GIVEN TASK: Across the listing below, count the lines that mention the string "screenshot". Reply with the figure only.

....

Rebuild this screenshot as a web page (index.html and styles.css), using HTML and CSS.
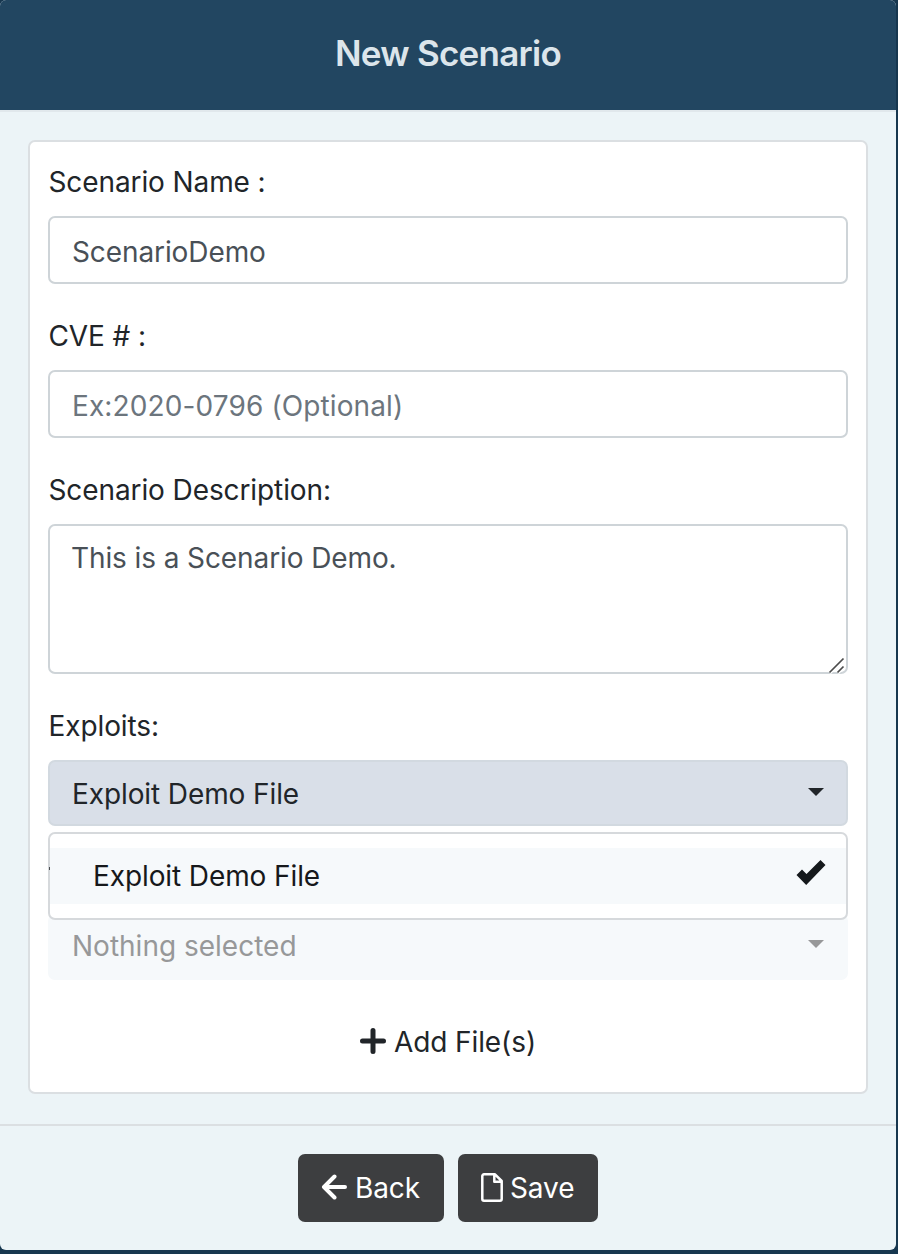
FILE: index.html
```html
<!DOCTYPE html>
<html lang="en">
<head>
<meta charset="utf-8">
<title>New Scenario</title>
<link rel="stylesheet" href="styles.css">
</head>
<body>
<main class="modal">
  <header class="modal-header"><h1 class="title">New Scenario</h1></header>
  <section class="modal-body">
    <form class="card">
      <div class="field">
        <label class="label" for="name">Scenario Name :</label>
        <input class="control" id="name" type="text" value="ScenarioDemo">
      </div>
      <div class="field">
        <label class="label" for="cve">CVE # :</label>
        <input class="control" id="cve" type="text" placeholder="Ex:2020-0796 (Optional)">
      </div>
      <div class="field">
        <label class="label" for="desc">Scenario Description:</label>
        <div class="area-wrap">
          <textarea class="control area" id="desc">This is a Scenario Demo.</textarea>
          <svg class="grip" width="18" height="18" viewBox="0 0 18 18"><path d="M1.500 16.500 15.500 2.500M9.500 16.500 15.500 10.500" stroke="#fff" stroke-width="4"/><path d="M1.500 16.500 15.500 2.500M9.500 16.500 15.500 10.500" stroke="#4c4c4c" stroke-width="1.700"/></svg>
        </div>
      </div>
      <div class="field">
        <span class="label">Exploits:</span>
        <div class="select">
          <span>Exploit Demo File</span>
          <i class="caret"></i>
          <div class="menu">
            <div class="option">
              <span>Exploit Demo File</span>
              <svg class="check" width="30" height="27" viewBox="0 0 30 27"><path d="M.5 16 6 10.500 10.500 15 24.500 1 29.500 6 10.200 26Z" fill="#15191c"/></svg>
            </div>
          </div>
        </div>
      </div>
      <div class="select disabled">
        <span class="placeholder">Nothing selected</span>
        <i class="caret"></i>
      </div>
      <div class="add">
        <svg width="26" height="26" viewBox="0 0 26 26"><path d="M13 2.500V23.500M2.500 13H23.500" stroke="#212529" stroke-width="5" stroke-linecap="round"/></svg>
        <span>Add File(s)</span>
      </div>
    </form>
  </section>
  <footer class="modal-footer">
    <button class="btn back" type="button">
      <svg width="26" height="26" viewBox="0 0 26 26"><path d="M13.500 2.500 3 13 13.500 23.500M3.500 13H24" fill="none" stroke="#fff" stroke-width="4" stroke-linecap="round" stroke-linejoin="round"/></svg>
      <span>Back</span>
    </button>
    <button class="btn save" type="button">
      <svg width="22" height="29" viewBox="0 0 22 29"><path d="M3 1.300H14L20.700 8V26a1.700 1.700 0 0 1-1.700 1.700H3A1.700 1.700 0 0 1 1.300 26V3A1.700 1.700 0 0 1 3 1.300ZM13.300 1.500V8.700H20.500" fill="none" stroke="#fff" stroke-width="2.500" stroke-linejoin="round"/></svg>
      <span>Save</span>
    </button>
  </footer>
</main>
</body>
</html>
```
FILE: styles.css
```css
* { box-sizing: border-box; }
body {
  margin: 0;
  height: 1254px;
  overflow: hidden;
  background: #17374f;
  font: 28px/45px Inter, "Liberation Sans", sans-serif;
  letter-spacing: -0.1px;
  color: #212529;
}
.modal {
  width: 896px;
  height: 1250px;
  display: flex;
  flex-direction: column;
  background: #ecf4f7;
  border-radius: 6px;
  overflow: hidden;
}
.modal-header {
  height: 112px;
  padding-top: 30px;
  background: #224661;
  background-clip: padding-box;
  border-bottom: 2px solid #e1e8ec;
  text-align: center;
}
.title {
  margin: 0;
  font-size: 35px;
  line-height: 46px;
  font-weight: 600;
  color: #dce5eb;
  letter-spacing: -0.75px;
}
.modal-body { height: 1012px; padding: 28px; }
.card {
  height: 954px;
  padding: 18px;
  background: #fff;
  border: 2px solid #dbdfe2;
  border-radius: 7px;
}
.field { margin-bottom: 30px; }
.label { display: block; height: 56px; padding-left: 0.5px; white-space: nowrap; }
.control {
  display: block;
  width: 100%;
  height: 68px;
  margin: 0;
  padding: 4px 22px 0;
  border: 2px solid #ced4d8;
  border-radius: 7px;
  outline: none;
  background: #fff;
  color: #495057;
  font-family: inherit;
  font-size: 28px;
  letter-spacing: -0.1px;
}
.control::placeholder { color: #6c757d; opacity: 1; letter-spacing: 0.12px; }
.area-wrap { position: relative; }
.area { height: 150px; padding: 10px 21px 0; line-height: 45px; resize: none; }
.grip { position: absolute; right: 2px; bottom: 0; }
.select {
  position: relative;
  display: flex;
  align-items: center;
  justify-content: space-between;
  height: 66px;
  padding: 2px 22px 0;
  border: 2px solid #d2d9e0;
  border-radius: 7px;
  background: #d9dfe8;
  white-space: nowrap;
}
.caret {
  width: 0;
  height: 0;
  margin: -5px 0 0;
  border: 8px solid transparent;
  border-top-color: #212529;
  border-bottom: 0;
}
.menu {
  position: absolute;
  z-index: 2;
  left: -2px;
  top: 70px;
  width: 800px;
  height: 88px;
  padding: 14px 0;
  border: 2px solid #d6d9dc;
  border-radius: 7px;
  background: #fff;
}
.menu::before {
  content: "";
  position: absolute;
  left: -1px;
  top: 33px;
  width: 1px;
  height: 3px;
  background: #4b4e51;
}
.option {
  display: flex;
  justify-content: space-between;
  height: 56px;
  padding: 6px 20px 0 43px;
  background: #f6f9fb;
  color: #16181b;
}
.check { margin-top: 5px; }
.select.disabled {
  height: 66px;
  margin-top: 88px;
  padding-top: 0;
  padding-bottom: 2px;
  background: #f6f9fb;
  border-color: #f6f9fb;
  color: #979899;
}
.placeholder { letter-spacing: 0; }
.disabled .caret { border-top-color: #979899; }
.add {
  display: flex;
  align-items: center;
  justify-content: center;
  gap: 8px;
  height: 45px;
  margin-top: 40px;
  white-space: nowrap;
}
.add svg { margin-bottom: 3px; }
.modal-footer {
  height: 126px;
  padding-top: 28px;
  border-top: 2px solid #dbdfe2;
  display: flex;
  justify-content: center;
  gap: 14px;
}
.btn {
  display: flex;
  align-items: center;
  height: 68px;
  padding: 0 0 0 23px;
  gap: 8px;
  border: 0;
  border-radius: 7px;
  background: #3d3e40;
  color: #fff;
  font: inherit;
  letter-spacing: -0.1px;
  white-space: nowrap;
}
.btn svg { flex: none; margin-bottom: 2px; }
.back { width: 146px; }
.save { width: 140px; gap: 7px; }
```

....

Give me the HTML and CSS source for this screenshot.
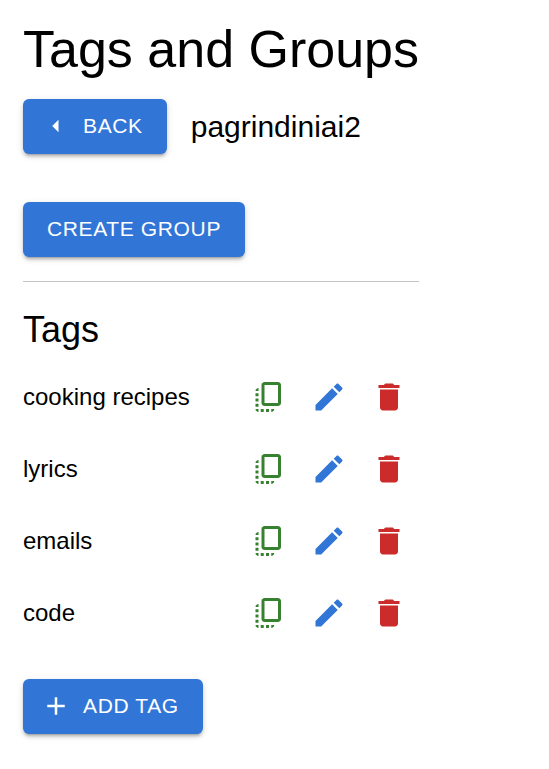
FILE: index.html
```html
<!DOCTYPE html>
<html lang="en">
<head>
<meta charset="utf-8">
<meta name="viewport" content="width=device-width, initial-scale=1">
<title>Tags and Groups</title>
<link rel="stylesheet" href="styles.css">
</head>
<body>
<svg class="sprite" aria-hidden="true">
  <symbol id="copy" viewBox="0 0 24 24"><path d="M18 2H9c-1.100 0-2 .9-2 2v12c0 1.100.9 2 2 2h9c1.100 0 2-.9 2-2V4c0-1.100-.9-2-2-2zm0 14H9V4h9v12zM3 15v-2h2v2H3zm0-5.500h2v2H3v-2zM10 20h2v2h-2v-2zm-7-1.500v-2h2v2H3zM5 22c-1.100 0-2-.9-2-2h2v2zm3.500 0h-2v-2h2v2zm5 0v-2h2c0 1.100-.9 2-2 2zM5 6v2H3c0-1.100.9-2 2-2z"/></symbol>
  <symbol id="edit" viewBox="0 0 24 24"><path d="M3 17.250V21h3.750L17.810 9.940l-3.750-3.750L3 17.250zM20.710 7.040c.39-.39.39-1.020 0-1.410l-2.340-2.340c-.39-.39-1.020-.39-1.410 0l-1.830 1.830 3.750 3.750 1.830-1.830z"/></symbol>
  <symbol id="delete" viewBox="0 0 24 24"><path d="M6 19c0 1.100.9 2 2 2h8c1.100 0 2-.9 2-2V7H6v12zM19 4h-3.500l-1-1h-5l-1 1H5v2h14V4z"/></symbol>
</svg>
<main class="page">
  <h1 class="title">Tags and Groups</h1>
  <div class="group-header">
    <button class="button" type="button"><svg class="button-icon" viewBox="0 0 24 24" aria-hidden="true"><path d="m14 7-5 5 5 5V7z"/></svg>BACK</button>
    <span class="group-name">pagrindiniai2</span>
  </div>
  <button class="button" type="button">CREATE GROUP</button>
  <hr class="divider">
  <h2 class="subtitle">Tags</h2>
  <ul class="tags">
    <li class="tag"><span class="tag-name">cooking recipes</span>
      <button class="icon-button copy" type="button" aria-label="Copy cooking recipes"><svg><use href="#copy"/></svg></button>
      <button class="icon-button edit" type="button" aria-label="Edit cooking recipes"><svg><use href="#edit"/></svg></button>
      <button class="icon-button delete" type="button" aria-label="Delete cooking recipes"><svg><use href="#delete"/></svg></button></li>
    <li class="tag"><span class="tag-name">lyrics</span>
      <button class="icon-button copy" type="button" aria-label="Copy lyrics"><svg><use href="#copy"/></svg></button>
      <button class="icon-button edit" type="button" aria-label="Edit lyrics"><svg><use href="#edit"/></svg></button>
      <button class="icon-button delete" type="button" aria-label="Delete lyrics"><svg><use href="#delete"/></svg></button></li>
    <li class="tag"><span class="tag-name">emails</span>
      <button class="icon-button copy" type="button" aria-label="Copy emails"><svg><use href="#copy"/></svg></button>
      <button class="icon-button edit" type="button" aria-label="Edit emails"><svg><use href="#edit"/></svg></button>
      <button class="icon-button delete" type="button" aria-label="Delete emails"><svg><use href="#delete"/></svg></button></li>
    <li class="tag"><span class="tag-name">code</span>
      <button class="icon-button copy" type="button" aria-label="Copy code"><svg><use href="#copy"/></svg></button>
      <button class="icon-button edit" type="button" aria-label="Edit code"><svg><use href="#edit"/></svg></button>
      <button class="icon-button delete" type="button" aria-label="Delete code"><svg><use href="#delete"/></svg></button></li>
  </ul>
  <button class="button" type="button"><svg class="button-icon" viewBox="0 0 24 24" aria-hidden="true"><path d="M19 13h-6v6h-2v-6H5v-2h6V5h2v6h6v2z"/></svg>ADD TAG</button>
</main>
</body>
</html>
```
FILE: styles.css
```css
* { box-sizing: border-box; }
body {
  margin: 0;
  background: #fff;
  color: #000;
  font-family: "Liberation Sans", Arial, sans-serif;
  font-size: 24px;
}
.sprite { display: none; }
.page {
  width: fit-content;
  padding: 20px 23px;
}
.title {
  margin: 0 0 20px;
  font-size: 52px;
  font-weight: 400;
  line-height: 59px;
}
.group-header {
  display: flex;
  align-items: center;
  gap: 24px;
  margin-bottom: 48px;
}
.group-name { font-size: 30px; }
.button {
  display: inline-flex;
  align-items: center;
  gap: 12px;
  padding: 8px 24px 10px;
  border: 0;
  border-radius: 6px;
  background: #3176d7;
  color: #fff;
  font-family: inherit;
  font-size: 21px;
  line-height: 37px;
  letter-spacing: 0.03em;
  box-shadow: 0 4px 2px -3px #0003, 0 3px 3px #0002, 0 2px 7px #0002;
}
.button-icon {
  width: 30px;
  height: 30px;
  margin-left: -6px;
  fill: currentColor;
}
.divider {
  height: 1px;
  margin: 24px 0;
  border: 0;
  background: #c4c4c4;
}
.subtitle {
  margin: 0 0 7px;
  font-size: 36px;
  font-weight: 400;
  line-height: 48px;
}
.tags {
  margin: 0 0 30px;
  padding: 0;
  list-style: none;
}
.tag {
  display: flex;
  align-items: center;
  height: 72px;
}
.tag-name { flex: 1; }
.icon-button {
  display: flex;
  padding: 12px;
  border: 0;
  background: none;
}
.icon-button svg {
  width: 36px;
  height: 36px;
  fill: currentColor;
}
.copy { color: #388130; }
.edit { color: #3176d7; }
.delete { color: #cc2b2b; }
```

....

REPLY TO THE EXERCISE: 2